How to Ask for What You Need
When it comes to relationships, everyone wants to know how to keep it hot. If we should look deeper, what we are really aiming for is a sure way to hold on to it. That’s why reporters often ask longtime married couples for the secret sauce, and yet, we all know they haven’t stumble upon a single formula that works for everyone.
But one magic formula does exist. It’s asking for what you need.
Don’t you agree it makes sense? Who knows more about making you happy than you?
What’s that? You have trouble asking for what you need? You tried lots of times before and got shot down?
Before you throw your hands up in surrender, I’m here to tell you there is a way to ask for what you need, and in a way that will bring you closer to the person in your relationship.
why you're having trouble asking for what you need
First, you should know that the danger in not learning to ask for what you need often leads to passive-aggressive behaviors. You may also experience a host of unhealthy emotions such as resentment, anger, hurt and sadness.
Next, figure out why you’re having trouble asking for what you need. In my case, I nailed down two main reasons:
1. I didn’t feel deserving. I was wrestling with feelings of unworthiness and insecurity. Once I dealt with these feelings, I felt a sense of legitimacy in asking for what I needed.
2. I was afraid of losing what I got. I wasn’t willing to risk more to gain more. I was behaving in a way that psychologists termed loss aversion. It’s the human tendency to avoid losses nearly at all costs rather than to take a chance and gain something better. It’s why people stay in unhealthy relationships.
6 WAYS TO ASK FOR WHAT YOU NEED
Once you figure out the “why,” the next step is the “how.” Asking for what you need is a learned skill. It requires some trial and error and small “wins” to build up your confidence level. Even after you become more comfortable at it, you may not get what you need. This is because you do not have control over other people’s response and behavior. With that in mind, here are six suggestions on how to ask for what you need.
Approach with an Attitude of Expectancy
Asking with an attitude of expectancy is a lot more effective than placing demands or issuing an ultimatum. If the only acceptable solution is your way or the highway, you will lose. On the other hand, expectancy sets a tone of courtesy and respect, and the other party doesn’t feel backed against the wall.

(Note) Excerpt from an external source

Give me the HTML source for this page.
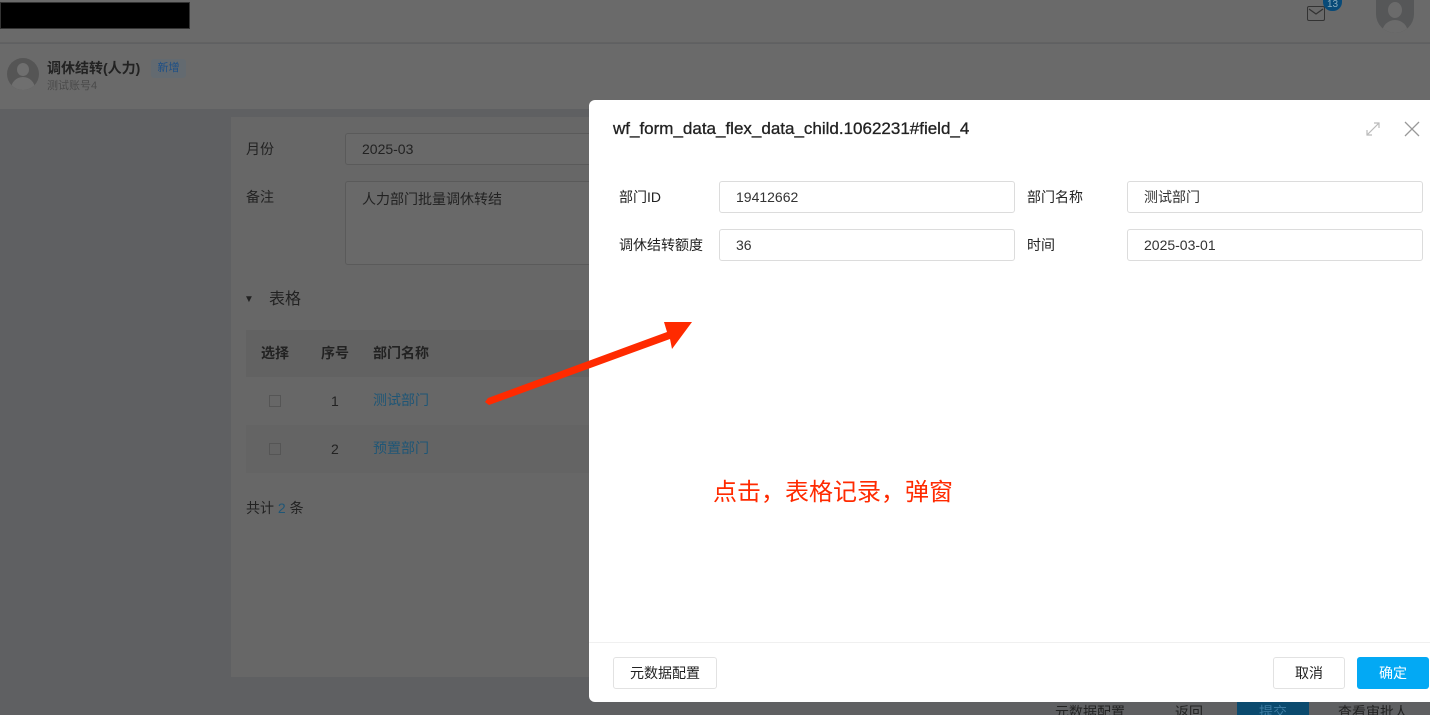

Pay Attention to Your Presentation and Timing
The importance of presentation and timing cannot be emphasized enough. You want the other person to be in “the right frame of mind” and receptive to your request. This goes for your own state of mind as well.
Persist not Punish
If you don’t get the response you need, repeat the above steps. Whatever you do, do not punish your significant other. You have a better chance of success if your request benefits both of you, and it does not come across as a petulant demand.
For example, an old boyfriend used to berate me for not calling him more often. Instead of a “hello,” he would say, his voice dripping with sarcasm, “Oh, so you do remember my number.” It got so that I dreaded calling him. Rather than expressing how happy he was to hear from me, which would have motivated me to call more often, his hostility was reinforcing the very behavior he wanted to stop.
Exercise Patience and Openness
If your initial request met with some resistance, keep the dialogue open by changing your presentation, offering a different solution or asking them to come up with a solution they would be more comfortable with. Remain open to their suggestions and concerns. If you approach from a “we” position rather than a “me” position, you have better chance of success.
Be Willing to Walk Away
This is the hardest step of all. What I often hear from women friends is that they have invested too much time and emotion to be walking away.
In response to this, Nina Simone put it best, “You have to learn to get up from the table when love is no longer being served.”